Cuando vemos fotografías de esas personas huidas que buscan un nuevo sitio para establecerse, contemplamos rostros famélicos, desencajados, de mujeres, niños, ancianos, adultos que han recorrido cientos de kilómetros para llegar a las puertas de países desarrollados donde esperan poder reconstruir sus vidas desgarradas. En sus caras se aprecia el dolor por lo que han dejado atrás, las tragedias amargas de ese éxodo a la inversa -que como dice José Joaquín Castellón “van buscando la solución de sus problemas en los países causantes donde precisamente se causan”-, las muertes de esos seres queridos y compañeros de infortunio en el mar o en desiertos.
¿A qué tienen, tenemos miedo? ¿A su pobreza, a su angustia, a tener que compartir lo que nos sobra, a que descienda nuestro nivel de vida? Si esos políticos que construyen muros, ponen concertinas, cierran fronteras, están en el poder, es porque les hemos votado. ¿No somos cómplices por nuestros votos, por nuestro silencio, de esa violación de Derechos Humanos, de ese saltarse a la torera las reglas del Derecho Internacional?
¿No hay en nuestras mentes y en nuestros corazones previamente otros muros que niegan la condición de seres humanos a esas personas? Esos muros son tan reales como los físicos. Los hemos ido levantando sin darnos cuenta, ladrillo a ladrillo, aferrados a nuestra cómoda existencia, negándonos a aceptar que nuestro estilo de vida, nuestro consumismo compulsivo, son concausa de esa inicua desigualdad.
¿Por qué vendemos armas a países desgarrados, donde se violan diariamente Derechos Fundamentales? ¿Para defender los beneficios de las empresas armamentísticas y los puestos de trabajo de ellas?
¿A qué esperamos para abrir vías seguras de traslado de esas pobres personas a nuestros países? ¿No acabaríamos así con esas mafias que trafican con su miseria y su desesperación?
Lo contrario de los muros son los puentes.

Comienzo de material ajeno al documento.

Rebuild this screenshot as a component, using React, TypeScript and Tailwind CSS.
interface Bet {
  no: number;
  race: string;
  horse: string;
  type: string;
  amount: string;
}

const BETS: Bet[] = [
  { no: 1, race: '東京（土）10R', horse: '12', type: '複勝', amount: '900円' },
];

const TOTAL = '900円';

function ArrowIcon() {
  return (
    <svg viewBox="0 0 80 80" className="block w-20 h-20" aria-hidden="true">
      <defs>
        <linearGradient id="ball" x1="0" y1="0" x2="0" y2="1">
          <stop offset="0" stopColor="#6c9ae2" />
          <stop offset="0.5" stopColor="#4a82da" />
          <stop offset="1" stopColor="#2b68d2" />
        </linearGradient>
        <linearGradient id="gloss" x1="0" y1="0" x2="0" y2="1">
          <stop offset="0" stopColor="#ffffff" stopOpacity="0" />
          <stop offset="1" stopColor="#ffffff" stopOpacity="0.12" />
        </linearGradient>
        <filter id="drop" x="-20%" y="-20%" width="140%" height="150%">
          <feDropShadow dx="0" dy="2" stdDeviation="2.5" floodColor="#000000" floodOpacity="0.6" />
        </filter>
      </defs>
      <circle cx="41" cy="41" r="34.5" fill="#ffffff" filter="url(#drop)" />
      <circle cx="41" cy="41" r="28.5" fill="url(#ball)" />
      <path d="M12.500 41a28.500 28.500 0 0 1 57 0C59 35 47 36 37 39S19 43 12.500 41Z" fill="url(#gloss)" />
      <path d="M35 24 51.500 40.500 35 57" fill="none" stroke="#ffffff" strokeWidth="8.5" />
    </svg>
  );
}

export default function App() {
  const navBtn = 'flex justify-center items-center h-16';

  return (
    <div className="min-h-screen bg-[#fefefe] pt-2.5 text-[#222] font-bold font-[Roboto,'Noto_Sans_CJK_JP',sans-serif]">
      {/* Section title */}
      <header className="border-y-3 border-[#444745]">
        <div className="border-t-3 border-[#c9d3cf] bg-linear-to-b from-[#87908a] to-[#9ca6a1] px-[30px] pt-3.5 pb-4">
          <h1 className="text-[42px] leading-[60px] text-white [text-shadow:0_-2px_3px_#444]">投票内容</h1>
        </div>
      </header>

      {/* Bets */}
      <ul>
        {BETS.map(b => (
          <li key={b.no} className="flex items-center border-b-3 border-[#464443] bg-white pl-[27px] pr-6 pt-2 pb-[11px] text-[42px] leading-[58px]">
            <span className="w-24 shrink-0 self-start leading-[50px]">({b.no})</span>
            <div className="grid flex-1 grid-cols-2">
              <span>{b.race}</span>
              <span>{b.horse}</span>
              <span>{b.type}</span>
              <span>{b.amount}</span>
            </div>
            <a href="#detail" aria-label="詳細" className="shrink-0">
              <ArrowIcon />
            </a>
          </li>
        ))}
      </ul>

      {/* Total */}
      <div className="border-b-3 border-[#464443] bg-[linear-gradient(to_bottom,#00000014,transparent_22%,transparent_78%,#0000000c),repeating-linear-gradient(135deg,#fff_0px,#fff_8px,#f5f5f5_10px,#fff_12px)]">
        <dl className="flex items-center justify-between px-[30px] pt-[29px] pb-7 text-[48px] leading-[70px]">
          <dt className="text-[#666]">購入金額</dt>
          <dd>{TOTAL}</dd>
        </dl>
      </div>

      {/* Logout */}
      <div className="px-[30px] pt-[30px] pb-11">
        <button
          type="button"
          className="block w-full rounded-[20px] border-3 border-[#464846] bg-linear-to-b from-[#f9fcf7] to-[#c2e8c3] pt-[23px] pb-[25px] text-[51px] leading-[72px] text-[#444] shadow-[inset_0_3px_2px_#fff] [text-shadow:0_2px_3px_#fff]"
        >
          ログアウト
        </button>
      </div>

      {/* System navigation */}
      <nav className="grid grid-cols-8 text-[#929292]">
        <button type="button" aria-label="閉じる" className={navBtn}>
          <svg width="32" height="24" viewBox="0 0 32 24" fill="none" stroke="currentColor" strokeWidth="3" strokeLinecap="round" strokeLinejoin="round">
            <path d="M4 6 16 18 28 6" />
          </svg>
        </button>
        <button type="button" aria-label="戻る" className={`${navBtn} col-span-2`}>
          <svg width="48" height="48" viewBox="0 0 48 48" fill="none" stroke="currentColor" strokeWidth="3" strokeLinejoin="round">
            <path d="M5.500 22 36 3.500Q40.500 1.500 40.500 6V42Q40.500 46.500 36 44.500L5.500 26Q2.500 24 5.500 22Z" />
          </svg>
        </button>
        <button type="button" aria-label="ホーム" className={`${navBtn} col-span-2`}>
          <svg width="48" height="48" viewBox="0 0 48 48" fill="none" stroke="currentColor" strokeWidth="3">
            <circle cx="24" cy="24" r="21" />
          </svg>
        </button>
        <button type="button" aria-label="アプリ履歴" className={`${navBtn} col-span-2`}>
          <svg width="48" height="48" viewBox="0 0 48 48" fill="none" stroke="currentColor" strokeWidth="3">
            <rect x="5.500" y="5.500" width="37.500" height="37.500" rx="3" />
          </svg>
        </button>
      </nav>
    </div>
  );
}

Sirven para poner en contacto dos orillas alejadas. Conocemos personas y grupos que en el pasado fueron constructores de puentes, pontífices en su sentido etimológico. Haylos también hoy día. Facilitan el tránsito de personas, de mercancías, de ideas y culturas.

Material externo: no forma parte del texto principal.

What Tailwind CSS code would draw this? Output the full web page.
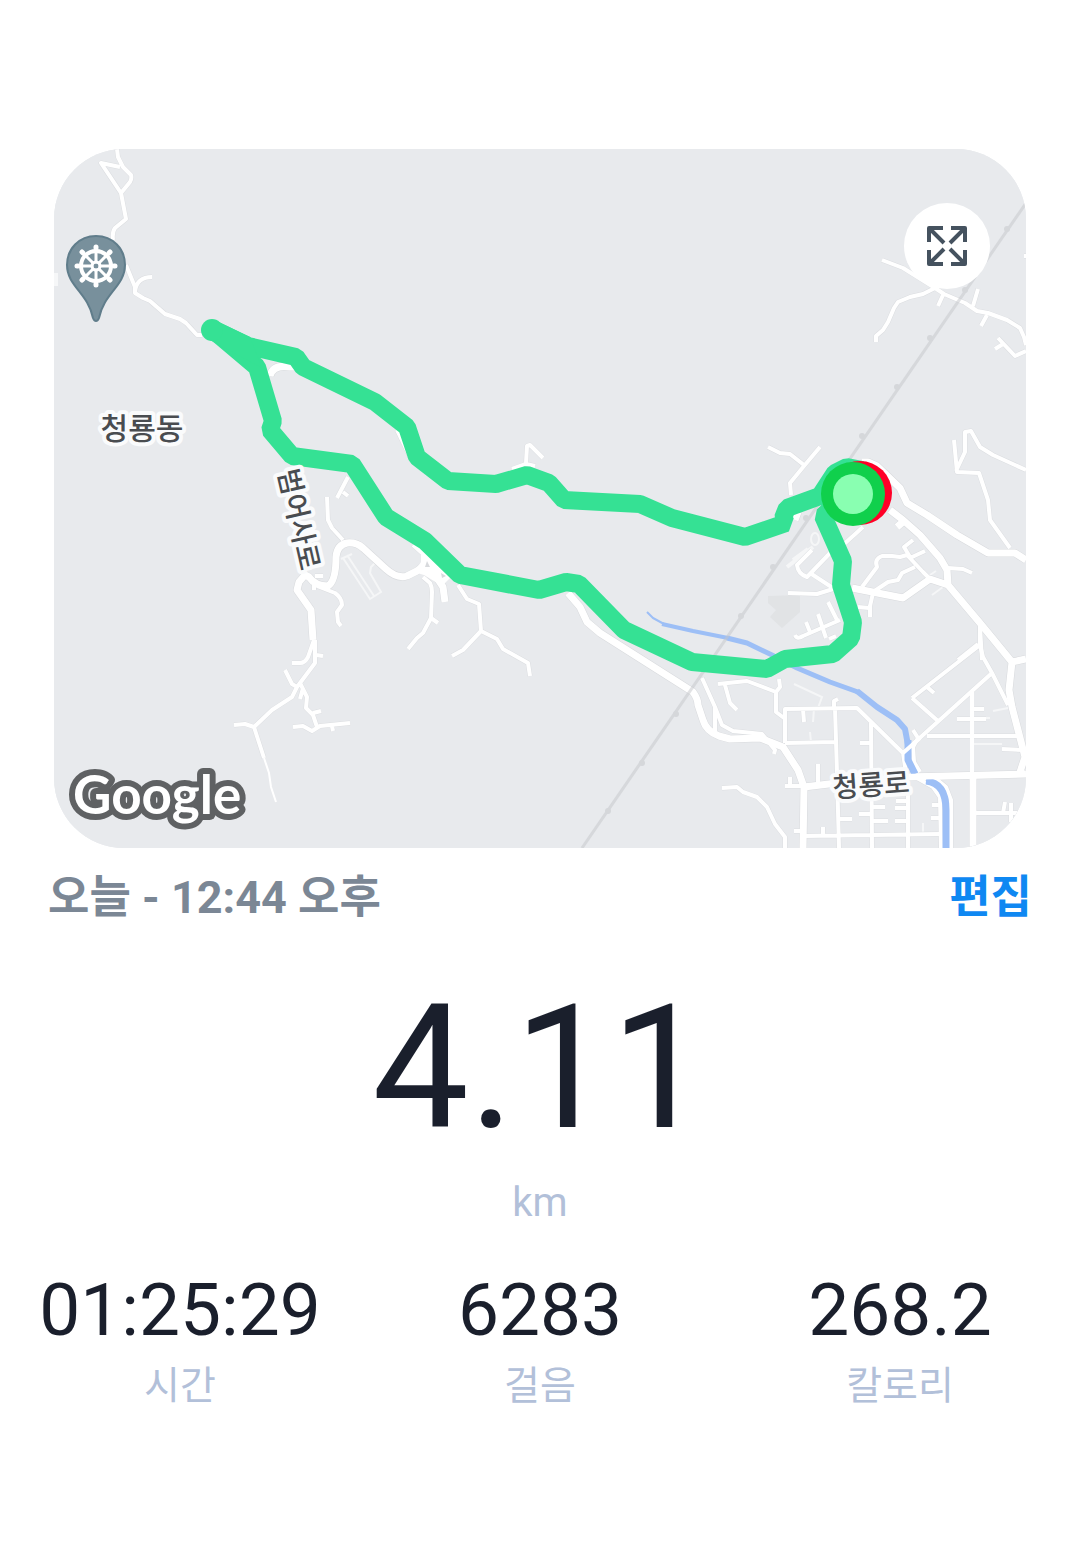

Debemos proclamar bien alto el derecho a NO emigrar. Que nadie tenga que verse obligado a abandonar su país. Pero cuando, circunstancias aciagas les impelen a ello, el derecho a emigrar, a buscar otro horizonte para sí y los suyos, no debe ser obstaculizado por nadie.

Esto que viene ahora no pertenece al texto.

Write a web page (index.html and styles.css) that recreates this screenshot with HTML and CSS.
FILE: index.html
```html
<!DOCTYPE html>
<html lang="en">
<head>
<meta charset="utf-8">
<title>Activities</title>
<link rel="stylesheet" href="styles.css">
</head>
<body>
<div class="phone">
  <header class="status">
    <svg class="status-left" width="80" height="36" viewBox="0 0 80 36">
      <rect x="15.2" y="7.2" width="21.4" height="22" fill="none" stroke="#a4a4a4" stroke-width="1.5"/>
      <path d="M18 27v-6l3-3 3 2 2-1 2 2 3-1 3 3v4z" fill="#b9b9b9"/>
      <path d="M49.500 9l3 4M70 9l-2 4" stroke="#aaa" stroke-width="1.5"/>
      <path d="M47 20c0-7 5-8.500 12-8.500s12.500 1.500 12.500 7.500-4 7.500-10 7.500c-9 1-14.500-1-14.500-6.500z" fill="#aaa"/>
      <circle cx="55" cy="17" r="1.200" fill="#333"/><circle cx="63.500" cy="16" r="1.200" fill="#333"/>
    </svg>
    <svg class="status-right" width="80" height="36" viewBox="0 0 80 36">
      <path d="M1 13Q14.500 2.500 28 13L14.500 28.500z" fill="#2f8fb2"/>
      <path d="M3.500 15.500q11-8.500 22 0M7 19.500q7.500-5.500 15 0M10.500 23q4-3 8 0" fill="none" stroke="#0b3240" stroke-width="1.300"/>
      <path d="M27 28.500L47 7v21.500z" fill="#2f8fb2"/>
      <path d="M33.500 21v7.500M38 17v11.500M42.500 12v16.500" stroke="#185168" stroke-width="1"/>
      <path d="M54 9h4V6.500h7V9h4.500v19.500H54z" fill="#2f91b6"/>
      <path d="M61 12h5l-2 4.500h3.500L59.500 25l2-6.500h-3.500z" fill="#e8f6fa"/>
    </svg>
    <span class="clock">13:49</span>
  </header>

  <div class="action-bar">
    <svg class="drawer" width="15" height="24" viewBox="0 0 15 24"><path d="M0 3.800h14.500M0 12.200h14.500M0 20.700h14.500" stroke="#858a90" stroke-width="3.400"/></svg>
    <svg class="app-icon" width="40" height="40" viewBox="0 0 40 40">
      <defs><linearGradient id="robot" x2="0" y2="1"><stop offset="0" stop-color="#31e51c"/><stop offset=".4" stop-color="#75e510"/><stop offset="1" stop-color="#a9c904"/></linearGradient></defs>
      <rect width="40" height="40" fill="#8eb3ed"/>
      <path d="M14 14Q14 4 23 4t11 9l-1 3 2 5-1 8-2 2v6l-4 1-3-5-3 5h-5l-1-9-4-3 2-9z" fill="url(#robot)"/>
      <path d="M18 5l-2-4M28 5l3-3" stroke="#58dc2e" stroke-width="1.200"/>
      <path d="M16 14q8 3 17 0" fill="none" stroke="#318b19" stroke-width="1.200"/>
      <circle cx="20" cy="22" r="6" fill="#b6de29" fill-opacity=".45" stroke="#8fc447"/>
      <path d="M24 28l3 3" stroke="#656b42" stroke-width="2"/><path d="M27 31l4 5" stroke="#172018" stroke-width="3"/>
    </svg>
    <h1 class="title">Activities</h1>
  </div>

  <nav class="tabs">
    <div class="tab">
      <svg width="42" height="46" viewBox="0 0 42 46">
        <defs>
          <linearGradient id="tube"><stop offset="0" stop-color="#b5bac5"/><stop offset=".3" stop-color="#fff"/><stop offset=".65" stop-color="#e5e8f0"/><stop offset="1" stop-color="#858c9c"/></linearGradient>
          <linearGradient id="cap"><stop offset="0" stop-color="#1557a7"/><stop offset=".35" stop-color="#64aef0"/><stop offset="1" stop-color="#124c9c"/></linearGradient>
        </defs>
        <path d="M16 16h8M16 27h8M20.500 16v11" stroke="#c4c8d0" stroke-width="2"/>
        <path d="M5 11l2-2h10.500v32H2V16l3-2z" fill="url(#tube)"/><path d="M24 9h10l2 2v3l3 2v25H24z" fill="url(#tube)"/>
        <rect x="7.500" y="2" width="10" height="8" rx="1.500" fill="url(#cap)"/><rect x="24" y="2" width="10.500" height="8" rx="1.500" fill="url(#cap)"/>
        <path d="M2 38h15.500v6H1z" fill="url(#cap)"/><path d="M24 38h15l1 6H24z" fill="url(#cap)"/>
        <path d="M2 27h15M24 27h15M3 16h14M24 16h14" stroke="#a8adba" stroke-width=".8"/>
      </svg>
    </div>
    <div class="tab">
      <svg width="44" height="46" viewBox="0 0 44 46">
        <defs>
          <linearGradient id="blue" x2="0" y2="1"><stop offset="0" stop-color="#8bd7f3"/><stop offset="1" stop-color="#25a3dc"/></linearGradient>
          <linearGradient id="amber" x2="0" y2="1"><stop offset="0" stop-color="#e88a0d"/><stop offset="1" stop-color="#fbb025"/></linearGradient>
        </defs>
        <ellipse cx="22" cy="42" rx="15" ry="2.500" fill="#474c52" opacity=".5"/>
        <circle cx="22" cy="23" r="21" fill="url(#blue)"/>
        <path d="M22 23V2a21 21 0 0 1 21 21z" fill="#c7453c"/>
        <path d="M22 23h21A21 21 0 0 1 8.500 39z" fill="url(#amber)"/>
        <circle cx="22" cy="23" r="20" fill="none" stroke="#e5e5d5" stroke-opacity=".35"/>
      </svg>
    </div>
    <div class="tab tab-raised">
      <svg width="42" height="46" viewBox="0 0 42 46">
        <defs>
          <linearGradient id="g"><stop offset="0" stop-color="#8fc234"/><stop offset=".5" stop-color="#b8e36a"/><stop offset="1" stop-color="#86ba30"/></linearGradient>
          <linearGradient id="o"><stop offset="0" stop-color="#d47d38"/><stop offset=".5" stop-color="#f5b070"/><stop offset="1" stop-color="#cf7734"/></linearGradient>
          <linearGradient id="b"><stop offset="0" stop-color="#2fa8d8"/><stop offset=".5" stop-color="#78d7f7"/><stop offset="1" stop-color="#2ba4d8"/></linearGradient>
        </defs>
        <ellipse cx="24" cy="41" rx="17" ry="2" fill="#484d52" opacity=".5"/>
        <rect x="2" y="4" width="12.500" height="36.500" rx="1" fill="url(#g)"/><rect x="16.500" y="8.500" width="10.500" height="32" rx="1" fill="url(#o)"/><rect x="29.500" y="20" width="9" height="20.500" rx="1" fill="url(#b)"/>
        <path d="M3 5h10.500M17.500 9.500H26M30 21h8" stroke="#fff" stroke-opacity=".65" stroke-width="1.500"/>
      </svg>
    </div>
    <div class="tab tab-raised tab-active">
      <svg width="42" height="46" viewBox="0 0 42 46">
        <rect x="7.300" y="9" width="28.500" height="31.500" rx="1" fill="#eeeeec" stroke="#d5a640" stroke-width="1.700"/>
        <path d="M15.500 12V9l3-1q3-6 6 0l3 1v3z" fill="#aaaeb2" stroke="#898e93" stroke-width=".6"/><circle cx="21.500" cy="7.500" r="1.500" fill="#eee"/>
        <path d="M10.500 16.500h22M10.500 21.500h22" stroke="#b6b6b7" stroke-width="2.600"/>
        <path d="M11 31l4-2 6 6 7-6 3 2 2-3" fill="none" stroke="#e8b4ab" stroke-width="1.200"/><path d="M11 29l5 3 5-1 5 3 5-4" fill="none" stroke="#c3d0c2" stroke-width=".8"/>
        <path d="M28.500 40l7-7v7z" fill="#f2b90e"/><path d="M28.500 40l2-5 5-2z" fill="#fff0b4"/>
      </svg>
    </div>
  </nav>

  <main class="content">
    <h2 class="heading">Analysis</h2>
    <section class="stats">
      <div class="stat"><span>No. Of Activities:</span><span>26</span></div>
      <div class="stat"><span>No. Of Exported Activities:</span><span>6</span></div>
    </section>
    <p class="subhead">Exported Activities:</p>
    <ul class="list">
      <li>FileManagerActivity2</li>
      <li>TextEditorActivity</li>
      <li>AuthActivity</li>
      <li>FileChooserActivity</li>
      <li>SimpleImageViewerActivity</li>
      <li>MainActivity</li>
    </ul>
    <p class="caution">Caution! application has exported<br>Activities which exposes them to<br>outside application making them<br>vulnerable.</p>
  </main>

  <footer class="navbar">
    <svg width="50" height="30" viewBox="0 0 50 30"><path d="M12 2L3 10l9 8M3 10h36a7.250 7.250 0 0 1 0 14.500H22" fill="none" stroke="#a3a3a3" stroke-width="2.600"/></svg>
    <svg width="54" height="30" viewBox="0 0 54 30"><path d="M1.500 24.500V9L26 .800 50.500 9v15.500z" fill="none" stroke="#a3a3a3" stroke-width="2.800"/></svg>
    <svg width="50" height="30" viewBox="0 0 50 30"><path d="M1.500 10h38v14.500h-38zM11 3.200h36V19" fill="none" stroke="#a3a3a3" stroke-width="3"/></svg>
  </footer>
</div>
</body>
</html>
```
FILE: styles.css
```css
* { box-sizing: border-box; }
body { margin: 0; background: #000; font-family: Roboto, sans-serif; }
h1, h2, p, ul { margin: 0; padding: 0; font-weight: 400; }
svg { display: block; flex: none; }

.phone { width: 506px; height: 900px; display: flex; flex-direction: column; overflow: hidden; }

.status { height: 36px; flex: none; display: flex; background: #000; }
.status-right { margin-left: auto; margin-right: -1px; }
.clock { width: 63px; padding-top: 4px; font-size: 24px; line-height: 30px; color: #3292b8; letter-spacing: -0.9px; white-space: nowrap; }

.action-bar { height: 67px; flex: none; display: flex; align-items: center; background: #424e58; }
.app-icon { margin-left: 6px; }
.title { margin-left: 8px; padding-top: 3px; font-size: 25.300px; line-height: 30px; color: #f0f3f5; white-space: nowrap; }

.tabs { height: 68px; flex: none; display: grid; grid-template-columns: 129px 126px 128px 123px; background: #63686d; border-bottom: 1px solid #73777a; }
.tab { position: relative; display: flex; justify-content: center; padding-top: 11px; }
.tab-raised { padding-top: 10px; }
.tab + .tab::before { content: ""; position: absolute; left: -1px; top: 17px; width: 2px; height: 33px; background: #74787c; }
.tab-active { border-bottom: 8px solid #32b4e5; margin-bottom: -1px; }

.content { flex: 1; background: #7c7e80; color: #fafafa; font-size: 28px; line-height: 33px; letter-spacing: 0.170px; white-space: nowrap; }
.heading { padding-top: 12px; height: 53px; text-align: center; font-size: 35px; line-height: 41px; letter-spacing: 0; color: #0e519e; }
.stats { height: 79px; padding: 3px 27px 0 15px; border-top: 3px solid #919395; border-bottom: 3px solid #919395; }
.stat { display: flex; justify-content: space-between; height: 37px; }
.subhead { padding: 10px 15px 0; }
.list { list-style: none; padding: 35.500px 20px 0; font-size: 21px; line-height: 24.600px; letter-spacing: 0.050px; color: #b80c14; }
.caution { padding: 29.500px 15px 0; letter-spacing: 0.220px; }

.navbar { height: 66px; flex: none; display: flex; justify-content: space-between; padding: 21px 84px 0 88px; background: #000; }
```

La bandera de la paz y la justicia que debemos enarbolar todas las personas de buena voluntad, exige el compromiso de construir puentes, físicos y mentales, nacidos de la conciencia de la unidad de la familia humana y de que TODOS somos descendientes de emigrantes. En esta vanguardia de levantar nuevos puentes, ¿no debemos estar quienes nos decimos seguidores del Maestro de Nazaret?